The adequate context is that of a symmetric probability measure ${\mu}$ on ${G}$ (think of ${\Gamma}$ as generated by the support of ${\mu}$). One always assumes that the support of ${\mu}$ generates a dense subgroup. A spectral gap on ${L^2(G)}$ means that the spectral radius of the averaging operator

$\displaystyle \begin{array}{rcl} \int_{G}L_g \,d\mu(g) \end{array}$

is ${<1}$.

Benoist-de Saxcé 2016 (generalizing Bourgain-Gamburd). Let ${G}$ be a compact simple Lie group. ${\mu}$ has a spectral gap iff ${\mu}$ is almost Diophantine in the following sense: ${\mu}$ does not put much mass on tubular neighborhoods of connected subgroups.

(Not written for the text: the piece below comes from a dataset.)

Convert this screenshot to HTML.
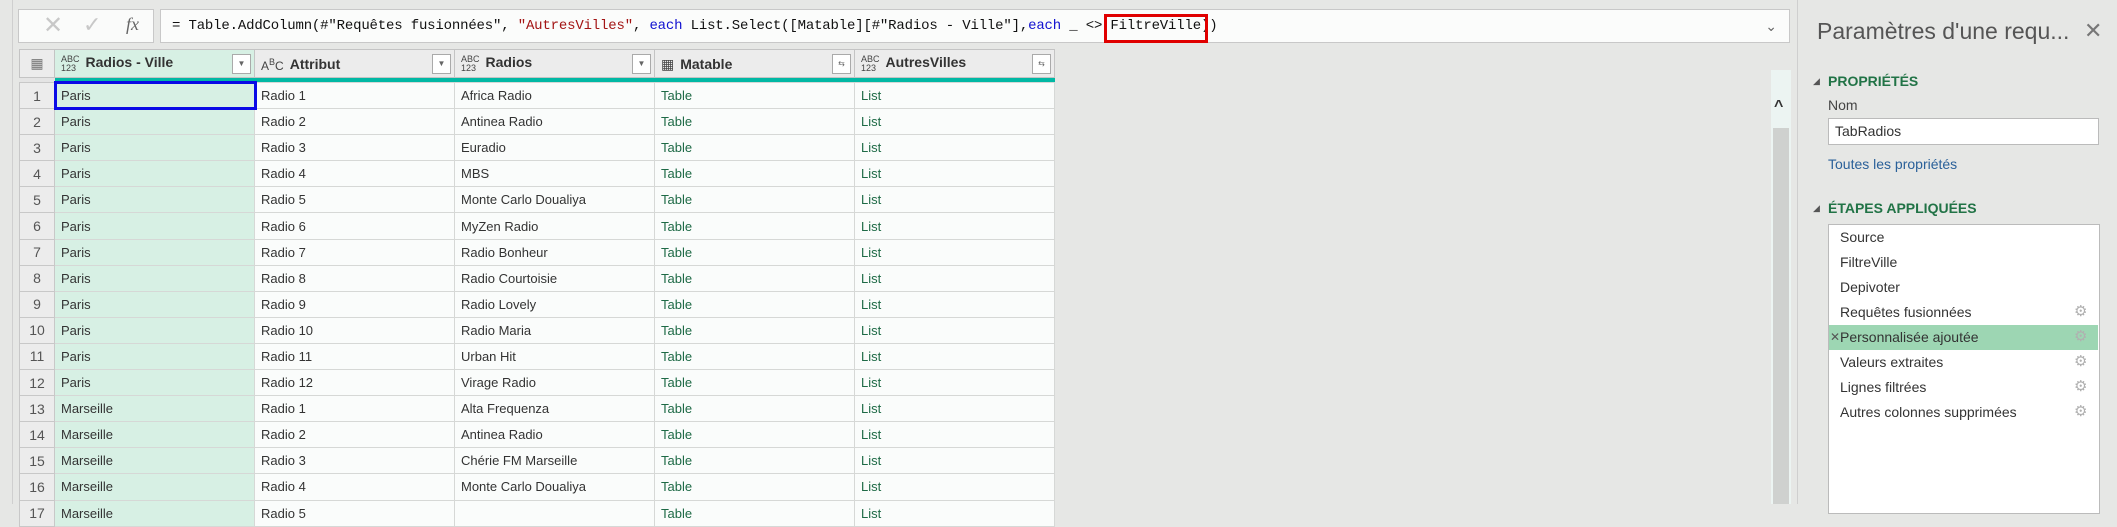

Specifically, ${\exists c}$ and ${C}$ such that ${\forall n}$, for every proper closed subgroup ${H,

$\displaystyle \begin{array}{rcl} \mu\{HB(e^{-Cn})\}\leq e^{-cn}. \end{array}$

Benoist-de Saxcé 2016. Assume that ${\forall g\in\mathrm{supp}(\mu)}$, ${Ad_g}$ has algebraic entries (in a fixed basis of ${\mathfrak{g}}$). Then ${\mu}$ is almost Diophantine.

We see that the structure of ${\Gamma}$ does not show up (is ${\Gamma}$ free, most of the time ?), the essential role is played by the structure of ${G}$.

The main tool is de Saxce’s Product Theorem (elaboration on results of Bourgain-Gamburd): if a subset ${A\subset G}$ near identity does not grow much under tripling ${A\mapsto AAA}$, then ${A}$ is Hausdorff close to a proper closed subgroup. Size is measured by covering number ${N(A,\delta)}$.